Fwd: Lorane Highway Safety Concerns

7 views
Skip to first unread message

Richard Hughes

unread,
Apr 5, 2026, 11:23:40 PMApr 5
to GEARs List Serve
As you know, Lorane Highway is one of our main connectors to riding routes in the county's rural lands. It has a series of curves and much of the road doesn't have a bike lane or shoulder from about Crest Drive to the Spencer Creek Grange heading out from town. Most drivers give us space, but occasionally there's a driver who may be preoccupied in not sharing the road like others and we need to be more prepared to take evasive action.

Returning to town on Lorane Highway has several curves which we all navigate, but one in particular is a blind curve on which drivers can't see cyclists.
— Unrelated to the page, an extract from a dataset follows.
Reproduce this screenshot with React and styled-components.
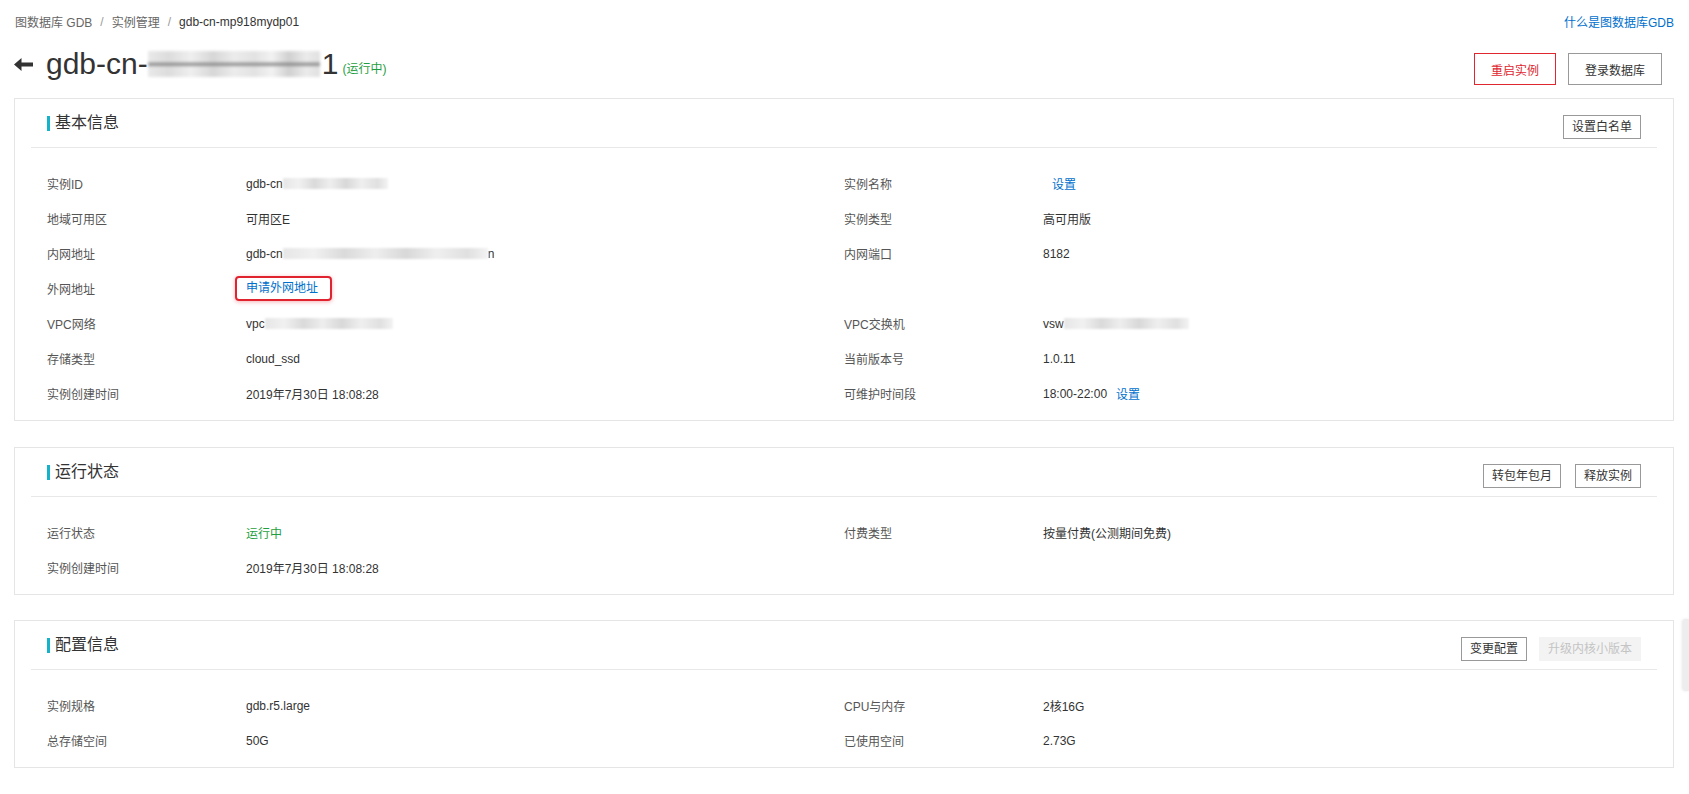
import React from "react";
import styled, { createGlobalStyle } from "styled-components";

const GlobalStyle = createGlobalStyle`
  html, body { margin: 0; padding: 0; background: #fff; }
  body {
    font-family: "Liberation Sans", Arial, "Noto Sans CJK SC", sans-serif;
    font-size: 12px;
    color: #333;
  }
  * { box-sizing: border-box; }
`;

const Page = styled.div`
  padding: 0 15px 0 14px;
`;

const TopBar = styled.div`
  height: 43px;
  display: flex;
  align-items: center;
  justify-content: space-between;
`;

const Crumbs = styled.div`
  display: flex;
  align-items: center;
  padding-left: 1px;
  font-size: 12px;
  color: #666;
`;

const Crumb = styled.span`
  color: ${(p) => (p.$current ? "#333" : "#666")};
`;

const CrumbSep = styled.span`
  color: #999;
  margin: 0 8px;
`;

const Link = styled.a`
  color: #0070cc;
  font-size: 12px;
  text-decoration: none;
  cursor: pointer;
  margin-left: ${(p) => p.$ml || 0}px;
`;

const TitleRow = styled.div`
  display: flex;
  align-items: center;
  justify-content: space-between;
`;

const TitleLeft = styled.div`
  display: flex;
  align-items: center;
  height: 34px;
`;

const BackIcon = styled.svg`
  width: 19px;
  height: 13px;
  margin-right: 13px;
  display: block;
`;

const InstanceName = styled.h1`
  margin: 0;
  font-size: 30px;
  font-weight: normal;
  line-height: 34px;
  color: #333;
  display: flex;
  align-items: center;
`;

const TitleMask = styled.span`
  display: inline-block;
  width: 172px;
  height: 26px;
  margin: 0 2px 0 0;
  background:
    linear-gradient(to bottom, rgba(255,255,255,0) 0, rgba(255,255,255,0) 42%, rgba(120,120,120,0.7) 46%, rgba(120,120,120,0.7) 56%, rgba(255,255,255,0) 60%),
    linear-gradient(to right, #e9e9e9 0, #dcdcdc 12%, #efefef 25%, #d6d6d6 38%, #ececec 50%, #e2e2e2 62%, #f2f2f2 72%, #d0d0d0 82%, #ebebeb 92%, #e0e0e0 100%);
  filter: blur(1.5px);
`;

const Status = styled.span`
  font-size: 12px;
  color: #1e9e3e;
  margin-left: 4px;
  margin-top: 6px;
`;

const Actions = styled.div`
  display: flex;
  gap: ${(p) => p.$gap || 12}px;
  margin-top: ${(p) => p.$mt || 0}px;
  margin-right: ${(p) => p.$mr || 0}px;
`;

const BigButton = styled.button`
  height: 32px;
  padding: 0 16px;
  background: #fff;
  border: 1px solid ${(p) => (p.$danger ? "#e0262f" : "#999")};
  color: ${(p) => (p.$danger ? "#e0262f" : "#333")};
  font-family: inherit;
  font-size: 12px;
  cursor: pointer;
`;

const SmallButton = styled.button`
  height: 24px;
  padding: 0 8px;
  background: ${(p) => (p.disabled ? "#f3f3f3" : "#fff")};
  border: 1px solid ${(p) => (p.disabled ? "#f3f3f3" : "#999")};
  color: ${(p) => (p.disabled ? "#c4c4c4" : "#333")};
  font-family: inherit;
  font-size: 12px;
  line-height: 22px;
  cursor: ${(p) => (p.disabled ? "not-allowed" : "pointer")};
`;

const Card = styled.section`
  border: 1px solid #e5e5e5;
  margin-top: ${(p) => p.$mt || 25}px;
`;

const CardHeader = styled.div`
  margin: 0 16px;
  height: 49px;
  padding: 16px 16px 0;
  border-bottom: 1px solid #e8e8e8;
  display: flex;
  align-items: flex-start;
  justify-content: space-between;
`;

const CardTitle = styled.h2`
  margin: 0;
  display: flex;
  align-items: center;
  height: 16px;
  font-size: 16px;
  line-height: 16px;
  font-weight: normal;
  color: #333;
  &::before {
    content: "";
    display: block;
    width: 3px;
    height: 15px;
    background: #15b3c9;
    margin-right: 5px;
  }
`;

const CardBody = styled.div`
  padding: 18px 32px 9px;
  display: grid;
  grid-template-columns: 1fr 1fr;
`;

const Field = styled.div`
  height: 35px;
  display: grid;
  grid-template-columns: 199px 1fr;
  align-items: center;
`;

const Label = styled.span`
  color: #555;
`;

const Value = styled.span`
  color: ${(p) => (p.$success ? "#1e9e3e" : "#333")};
  display: flex;
  align-items: center;
  white-space: nowrap;
`;

const Mask = styled.span`
  display: inline-block;
  width: ${(p) => p.$w}px;
  height: 11px;
  background: linear-gradient(to right, #e6e6e6 0, #f1f1f1 15%, #dadada 30%, #eeeeee 45%, #d8d8d8 60%, #efefef 75%, #e0e0e0 90%, #f3f3f3 100%);
  filter: blur(1.2px);
`;

const Highlight = styled.a`
  display: inline-block;
  margin-left: -11px;
  padding: 2px 12px 2px 9px;
  border: 2px solid #e0232e;
  border-radius: 4px;
  box-shadow: 0 1px 4px rgba(224, 35, 46, 0.35);
  color: #0070cc;
  font-size: 12px;
  line-height: 17px;
  text-decoration: none;
`;

const SideTab = styled.div`
  position: fixed;
  right: 0;
  top: 619px;
  width: 6px;
  height: 72px;
  background: #ededed;
  box-shadow: -1px 0 3px rgba(0, 0, 0, 0.1);
  border-radius: 3px 0 0 3px;
`;

function BackArrow() {
  return (
    <BackIcon viewBox="0 0 19 13">
      <path d="M0 6.5 L7.5 0 L7.5 4.6 L19 4.6 L19 8.4 L7.5 8.4 L7.5 13 Z" fill="#333" />
    </BackIcon>
  );
}

function InfoGrid({ rows }) {
  return (
    <CardBody>
      {rows.map((pair, i) => (
        <React.Fragment key={i}>
          <Field>
            {pair[0] && (
              <>
                <Label>{pair[0][0]}</Label>
                <Value>{pair[0][1]}</Value>
              </>
            )}
          </Field>
          <Field>
            {pair[1] && (
              <>
                <Label>{pair[1][0]}</Label>
                <Value>{pair[1][1]}</Value>
              </>
            )}
          </Field>
        </React.Fragment>
      ))}
    </CardBody>
  );
}

export default function App() {
  const basicRows = [
    [["实例ID", <>gdb-cn<Mask $w={105} /></>], ["实例名称", <Link $ml={9}>设置</Link>]],
    [["地域可用区", "可用区E"], ["实例类型", "高可用版"]],
    [["内网地址", <>gdb-cn<Mask $w={205} />n</>], ["内网端口", "8182"]],
    [["外网地址", <Highlight>申请外网地址</Highlight>], null],
    [["VPC网络", <>vpc<Mask $w={128} /></>], ["VPC交换机", <>vsw<Mask $w={125} /></>]],
    [["存储类型", "cloud_ssd"], ["当前版本号", "1.0.11"]],
    [["实例创建时间", "2019年7月30日 18:08:28"], ["可维护时间段", <>18:00-22:00<Link $ml={9}>设置</Link></>]],
  ];

  const statusRows = [
    [["运行状态", <Value $success>运行中</Value>], ["付费类型", "按量付费(公测期间免费)"]],
    [["实例创建时间", "2019年7月30日 18:08:28"], null],
  ];

  const configRows = [
    [["实例规格", "gdb.r5.large"], ["CPU与内存", "2核16G"]],
    [["总存储空间", "50G"], ["已使用空间", "2.73G"]],
  ];

  return (
    <>
      <GlobalStyle />
      <Page>
        <TopBar>
          <Crumbs>
            <Crumb>图数据库 GDB</Crumb>
            <CrumbSep>/</CrumbSep>
            <Crumb>实例管理</Crumb>
            <CrumbSep>/</CrumbSep>
            <Crumb $current>gdb-cn-mp918mydp01</Crumb>
          </Crumbs>
          <Link>什么是图数据库GDB</Link>
        </TopBar>

        <TitleRow>
          <TitleLeft>
            <BackArrow />
            <InstanceName>
              gdb-cn-<TitleMask />1
            </InstanceName>
            <Status>(运行中)</Status>
          </TitleLeft>
          <Actions $mt={10} $mr={12}>
            <BigButton $danger>重启实例</BigButton>
            <BigButton>登录数据库</BigButton>
          </Actions>
        </TitleRow>

        <Card $mt={13}>
          <CardHeader>
            <CardTitle>基本信息</CardTitle>
            <SmallButton>设置白名单</SmallButton>
          </CardHeader>
          <InfoGrid rows={basicRows} />
        </Card>

        <Card $mt={26}>
          <CardHeader>
            <CardTitle>运行状态</CardTitle>
            <Actions $gap={14}>
              <SmallButton>转包年包月</SmallButton>
              <SmallButton>释放实例</SmallButton>
            </Actions>
          </CardHeader>
          <InfoGrid rows={statusRows} />
        </Card>

        <Card $mt={25}>
          <CardHeader>
            <CardTitle>配置信息</CardTitle>
            <Actions $gap={12}>
              <SmallButton>变更配置</SmallButton>
              <SmallButton disabled>升级内核小版本</SmallButton>
            </Actions>
          </CardHeader>
          <InfoGrid rows={configRows} />
        </Card>
      </Page>
      <SideTab />
    </>
  );
}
This curve is right before Crest Drive. If you are a rider, this section is also uphill, which can cause riders to "wobble" more so, and possibly into the traffic lane even as they put more effort into their riding. If drivers behind you don't see you, there's little time for you to clear the lane before a vehicle reaches you.

The reason for the current concern is that vehicles are going faster, giving you less time to avoid an incident.  Some close calls have been reported and Lane County plans to post signage to address the hazards.
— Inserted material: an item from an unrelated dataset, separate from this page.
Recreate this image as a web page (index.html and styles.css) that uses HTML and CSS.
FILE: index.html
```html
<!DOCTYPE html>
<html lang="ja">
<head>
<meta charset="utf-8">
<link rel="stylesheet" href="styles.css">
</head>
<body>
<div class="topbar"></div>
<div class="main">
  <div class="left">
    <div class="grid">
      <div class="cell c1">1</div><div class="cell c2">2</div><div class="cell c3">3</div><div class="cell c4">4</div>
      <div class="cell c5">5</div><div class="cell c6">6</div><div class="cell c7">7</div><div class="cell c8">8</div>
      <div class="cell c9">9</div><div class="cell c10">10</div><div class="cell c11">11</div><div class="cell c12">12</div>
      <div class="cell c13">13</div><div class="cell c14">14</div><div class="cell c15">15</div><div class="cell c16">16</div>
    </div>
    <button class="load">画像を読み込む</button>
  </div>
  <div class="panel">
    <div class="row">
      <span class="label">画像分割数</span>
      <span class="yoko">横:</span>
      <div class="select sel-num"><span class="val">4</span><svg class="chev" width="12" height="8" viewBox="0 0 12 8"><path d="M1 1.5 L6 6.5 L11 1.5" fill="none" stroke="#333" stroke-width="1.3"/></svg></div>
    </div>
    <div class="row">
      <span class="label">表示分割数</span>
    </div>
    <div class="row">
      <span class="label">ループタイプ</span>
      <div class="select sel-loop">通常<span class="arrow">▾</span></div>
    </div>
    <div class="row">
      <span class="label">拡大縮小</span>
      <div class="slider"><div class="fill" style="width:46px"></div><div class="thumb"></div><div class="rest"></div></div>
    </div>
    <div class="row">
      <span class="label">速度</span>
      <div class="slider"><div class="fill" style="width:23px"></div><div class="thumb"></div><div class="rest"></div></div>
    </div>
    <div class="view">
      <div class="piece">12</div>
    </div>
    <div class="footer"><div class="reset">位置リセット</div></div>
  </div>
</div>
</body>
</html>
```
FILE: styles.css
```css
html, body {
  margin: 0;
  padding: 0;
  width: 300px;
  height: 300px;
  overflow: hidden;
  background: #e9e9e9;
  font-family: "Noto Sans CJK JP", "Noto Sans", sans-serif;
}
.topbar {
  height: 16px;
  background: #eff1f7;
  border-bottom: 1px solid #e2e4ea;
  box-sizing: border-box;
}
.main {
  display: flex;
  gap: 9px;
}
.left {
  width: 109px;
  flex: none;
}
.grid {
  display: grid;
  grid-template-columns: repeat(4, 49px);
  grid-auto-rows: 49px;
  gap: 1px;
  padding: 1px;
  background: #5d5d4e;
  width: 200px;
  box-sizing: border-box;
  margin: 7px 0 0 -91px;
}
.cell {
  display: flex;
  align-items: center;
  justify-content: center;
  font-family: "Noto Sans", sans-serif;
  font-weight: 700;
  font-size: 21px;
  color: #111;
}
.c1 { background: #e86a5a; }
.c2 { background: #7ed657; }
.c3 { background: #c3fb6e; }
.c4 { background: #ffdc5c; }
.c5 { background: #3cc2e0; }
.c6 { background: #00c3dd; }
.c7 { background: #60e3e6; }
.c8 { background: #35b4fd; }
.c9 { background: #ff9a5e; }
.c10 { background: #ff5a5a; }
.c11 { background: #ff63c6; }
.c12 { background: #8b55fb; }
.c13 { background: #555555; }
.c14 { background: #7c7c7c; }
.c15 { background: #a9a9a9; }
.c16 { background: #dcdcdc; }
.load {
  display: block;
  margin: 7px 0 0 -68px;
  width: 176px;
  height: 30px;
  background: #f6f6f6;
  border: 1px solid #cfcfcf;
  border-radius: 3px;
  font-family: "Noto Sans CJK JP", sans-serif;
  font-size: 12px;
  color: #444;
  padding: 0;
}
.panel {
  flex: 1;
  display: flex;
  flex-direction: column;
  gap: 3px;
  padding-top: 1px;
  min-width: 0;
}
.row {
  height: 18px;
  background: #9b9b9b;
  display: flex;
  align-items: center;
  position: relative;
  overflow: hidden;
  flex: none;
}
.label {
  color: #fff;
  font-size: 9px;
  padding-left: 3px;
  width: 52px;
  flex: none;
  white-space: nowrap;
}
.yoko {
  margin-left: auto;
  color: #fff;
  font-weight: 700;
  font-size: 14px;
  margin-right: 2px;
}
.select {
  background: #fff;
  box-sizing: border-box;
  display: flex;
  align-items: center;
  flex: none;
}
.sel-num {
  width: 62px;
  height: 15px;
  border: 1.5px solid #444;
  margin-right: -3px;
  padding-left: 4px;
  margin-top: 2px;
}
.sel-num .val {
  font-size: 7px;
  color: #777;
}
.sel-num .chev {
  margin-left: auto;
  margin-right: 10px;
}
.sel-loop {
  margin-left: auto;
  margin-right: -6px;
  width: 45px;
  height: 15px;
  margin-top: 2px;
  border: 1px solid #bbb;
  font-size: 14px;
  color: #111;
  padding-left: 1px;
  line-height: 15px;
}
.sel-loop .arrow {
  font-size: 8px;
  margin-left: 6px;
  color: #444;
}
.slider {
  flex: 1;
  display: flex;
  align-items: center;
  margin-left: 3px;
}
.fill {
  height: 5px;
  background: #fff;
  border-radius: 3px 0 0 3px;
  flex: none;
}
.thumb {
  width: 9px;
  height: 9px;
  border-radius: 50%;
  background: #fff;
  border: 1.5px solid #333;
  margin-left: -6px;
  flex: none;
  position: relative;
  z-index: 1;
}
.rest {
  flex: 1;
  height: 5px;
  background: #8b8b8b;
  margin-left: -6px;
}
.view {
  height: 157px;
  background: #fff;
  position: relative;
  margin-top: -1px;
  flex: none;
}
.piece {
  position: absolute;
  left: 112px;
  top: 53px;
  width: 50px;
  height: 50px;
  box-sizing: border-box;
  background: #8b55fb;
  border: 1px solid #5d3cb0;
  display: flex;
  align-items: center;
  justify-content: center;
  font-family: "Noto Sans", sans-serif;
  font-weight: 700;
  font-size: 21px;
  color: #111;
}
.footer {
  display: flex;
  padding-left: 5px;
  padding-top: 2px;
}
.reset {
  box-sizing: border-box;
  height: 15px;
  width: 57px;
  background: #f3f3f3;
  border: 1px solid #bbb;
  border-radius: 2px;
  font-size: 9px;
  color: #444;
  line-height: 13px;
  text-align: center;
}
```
Also after the blind curve cyclists heading back to town were to go straight they would be continuing onto Crest Drive, but most cyclists instead follow Lorane Highway which is the left turn there. That's where the conflict with cars arises, and cyclists have to be vigilant looking at their mirrors because of the curve.
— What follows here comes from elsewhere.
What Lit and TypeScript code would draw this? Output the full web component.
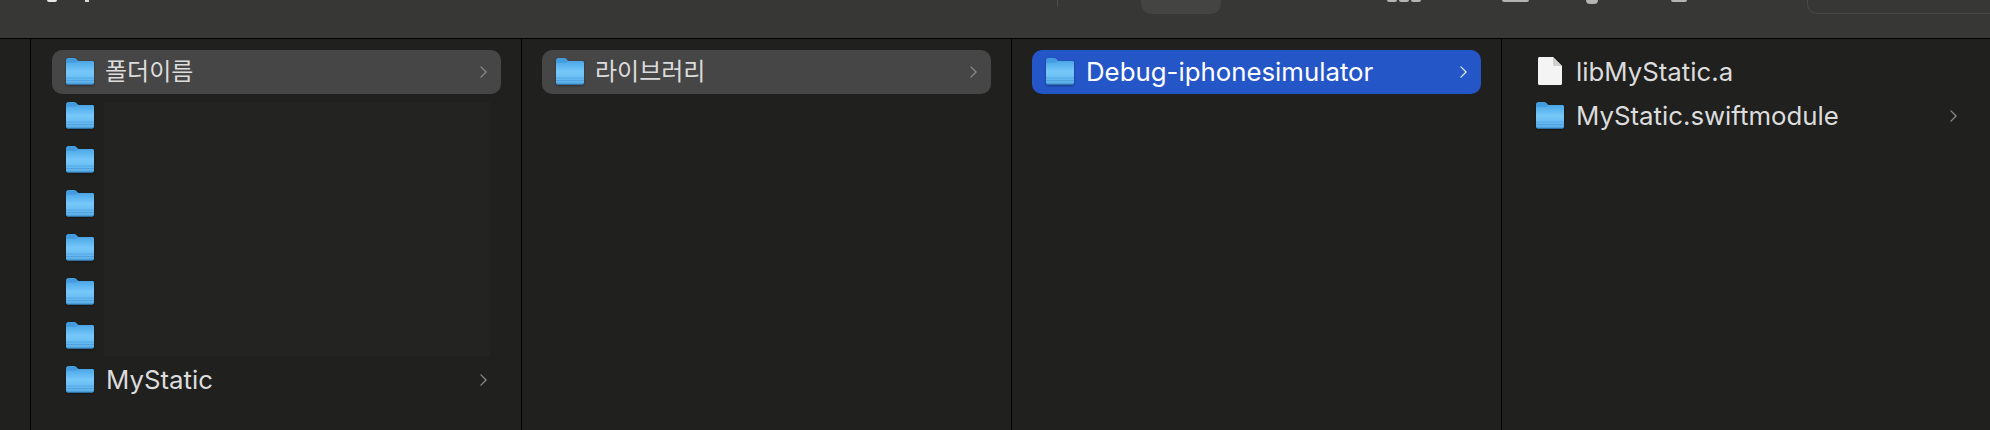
import { LitElement, html, css, svg } from "lit";
import { customElement } from "lit/decorators.js";

const folder = (id: string) => html`<svg class="folder" viewBox="0 0 28 28" preserveAspectRatio="none" aria-hidden="true">
  ${svg`<defs>
    <linearGradient id="f${id}" x1="0" y1="0" x2="0" y2="1">
      <stop offset="0" stop-color="#4fa8e8"/>
      <stop offset="0.22" stop-color="#5fb8f1"/>
      <stop offset="0.45" stop-color="#76c8f9"/>
      <stop offset="0.75" stop-color="#68bcf3"/>
      <stop offset="1" stop-color="#55a9e4"/>
    </linearGradient>
  </defs>
  <path d="M0 2.500C0 1 .9 0 2.300 0h5.800c1 0 1.600.4 2.300 1.100l1.400 1.400c.5.5 1 .7 1.700.7h12.700C27.200 3.200 28 4 28 5.200V10H0z" fill="#439cdd"/>
  <path d="M0 6.300C0 5.400.7 4.800 1.600 4.800h7.600c.8 0 1.300-.2 1.900-.7L12 3.400h14.400c.9 0 1.600.7 1.600 1.600v20.300c0 1.400-.9 2.300-2.300 2.300H2.300C.9 27.600 0 26.700 0 25.300z" fill="url(#f${id})"/>
  <rect y="20.300" width="28" height="1" fill="#4a9bd8" opacity=".7"/>
  <rect y="22.800" width="28" height="1" fill="#4a9bd8" opacity=".7"/>
  <path d="M0 25.300v.2c0 1.300.9 2.200 2.300 2.200h23.400c1.400 0 2.300-.9 2.300-2.200v-.2c0 1-.9 1.500-2.300 1.500H2.300C.9 26.800 0 26.300 0 25.300z" fill="#2f74ad"/>`}
</svg>`;

const chevron = html`<svg class="chev" viewBox="0 0 8 14" aria-hidden="true">
  <path d="M1 1l6 6-6 6" fill="none" stroke="currentColor" stroke-width="1.500" stroke-linecap="round" stroke-linejoin="round"/>
</svg>`;

const fileIcon = html`<svg class="file" viewBox="0 0 24 28" aria-hidden="true">
  <path d="M1.500 0H15l9 9v17.500c0 .9-.6 1.500-1.500 1.500h-21C.6 28 0 27.400 0 26.500v-25C0 .6.6 0 1.500 0z" fill="#f4f4f4"/>
  <path d="M15 0l9 9h-7.500c-.9 0-1.500-.6-1.500-1.500z" fill="#d0d0d0"/>
</svg>`;

@customElement("app-root")
export class AppRoot extends LitElement {
  static styles = css`
    :host {
      display: block;
      width: 1990px;
      height: 430px;
      overflow: hidden;
      background: #20201f;
      font-family: Inter, "Noto Sans CJK KR", "Liberation Sans", sans-serif;
    }
    .toolbar {
      height: 38px;
      background: #373736;
      border-bottom: 1px solid #000;
      display: flex;
      align-items: flex-start;
      overflow: hidden;
    }
    .frag { flex: none; background: #d8d8d8; }
    .t1 { width: 10px; height: 2px; margin-left: 47px; border-radius: 0 0 5px 5px; background: #e8e8e8; }
    .t2 { width: 4px; height: 2px; margin-left: 28px; background: #d8d8d8; }
    .tick { width: 1px; height: 6px; margin-left: 968px; background: #4d4d4c; }
    .pill { width: 80px; height: 14px; margin-left: 83px; background: #444443; border-radius: 0 0 10px 10px; }
    .dots { display: flex; gap: 2px; margin-left: 166px; flex: none; }
    .dots i { width: 10px; height: 2px; background: #b4b4b4; border-radius: 0 0 3px 3px; }
    .bar { width: 27px; height: 2px; margin-left: 81px; background: #b4b4b4; border-radius: 0 0 3px 3px; }
    .pin { width: 12px; height: 4px; margin-left: 57px; background: #b4b4b4; border-radius: 0 0 6px 6px; }
    .ring { width: 16px; height: 2px; margin-left: 73px; background: #b4b4b4; border-radius: 0 0 8px 8px; }
    .search {
      flex: 1;
      height: 13px;
      margin-left: 120px;
      border: 1px solid #484847;
      border-top: 0;
      border-right: 0;
      border-radius: 0 0 0 10px;
    }
    .columns { display: flex; height: 391px; }
    .lead { width: 30px; flex: none; border-right: 1px solid #000; }
    .col {
      position: relative;
      flex: none;
      width: 449px;
      border-right: 1px solid #000;
      padding: 11px 20px 0 20px;
    }
    .col.first { padding-left: 21px; }
    .col.last { border-right: 0; }
    .row {
      height: 44px;
      display: flex;
      align-items: center;
      border-radius: 10px;
      padding: 0 14px;
      color: #dcdcdc;
      font-size: 25.8px;
      box-sizing: border-box;
    }
    .row.gray { background: #464646; }
    .row.blue { background: #2556c8; color: #fff; }
    .folder { width: 28px; height: 27px; flex: none; margin-right: 12px; margin-top: -2px; filter: drop-shadow(0 1px 1px rgba(0,0,0,.35)); }
    .file { width: 24px; height: 28px; flex: none; margin: -2px 14px 0 2px; }
    .name { flex: 1; white-space: nowrap; margin-top: -2px; }
    .ko { font-family: "Noto Sans CJK KR", sans-serif; font-size: 24px; margin: -5px 0 0 -1px; }
    .chev { width: 7px; height: 12px; flex: none; color: #8a8a8a; margin-right: 0; }
    .blue .chev { color: #dfe6f7; }
    .cover {
      position: absolute;
      left: 73px;
      top: 63px;
      width: 386px;
      height: 254px;
      background: #232322;
    }
  `;

  render() {
    const blanks = [1, 2, 3, 4, 5, 6];
    return html`
      <div class="toolbar">
        <span class="frag t1"></span>
        <span class="frag t2"></span>
        <span class="frag tick"></span>
        <span class="frag pill"></span>
        <span class="dots"><i></i><i></i><i></i></span>
        <span class="frag bar"></span>
        <span class="frag pin"></span>
        <span class="frag ring"></span>
        <span class="search"></span>
      </div>
      <div class="columns">
        <div class="lead"></div>
        <div class="col first">
          <div class="row gray">${folder("a")}<span class="name ko">폴더이름</span>${chevron}</div>
          ${blanks.map((n) => html`<div class="row">${folder("b" + n)}<span class="name"></span></div>`)}
          <div class="row">${folder("c")}<span class="name">MyStatic</span>${chevron}</div>
          <div class="cover"></div>
        </div>
        <div class="col">
          <div class="row gray">${folder("d")}<span class="name ko">라이브러리</span>${chevron}</div>
        </div>
        <div class="col">
          <div class="row blue">${folder("e")}<span class="name">Debug-iphonesimulator</span>${chevron}</div>
        </div>
        <div class="col last">
          <div class="row">${fileIcon}<span class="name">libMyStatic.a</span></div>
          <div class="row">${folder("g")}<span class="name">MyStatic.swiftmodule</span>${chevron}</div>
        </div>
      </div>
    `;
  }
}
Let's be careful out there.
Richard 






Rob Zako

unread,
Apr 6, 2026, 12:19:19 AMApr 6
to Richard Hughes, GEARs List Serve
Richard: Thank you for the heads up!

Fellow GEARs members: After two UO students bicycling in Eugene were hit and killed by people driving well above the speed limit, my nonprofit Better Eugene-Springfield Transportation (BEST) pulled together a Transportation Safety Community Forum to begin to transform grief into action. We are pleased that GEARs was one of eight organizations co-hosting this event. We are very encouraged that 200+ people representing different organizations and segments of our community, including Mayor Kaarin Knudson, Lane County Commissioner Laurie Trieger, and several other community leaders turned out for the forum.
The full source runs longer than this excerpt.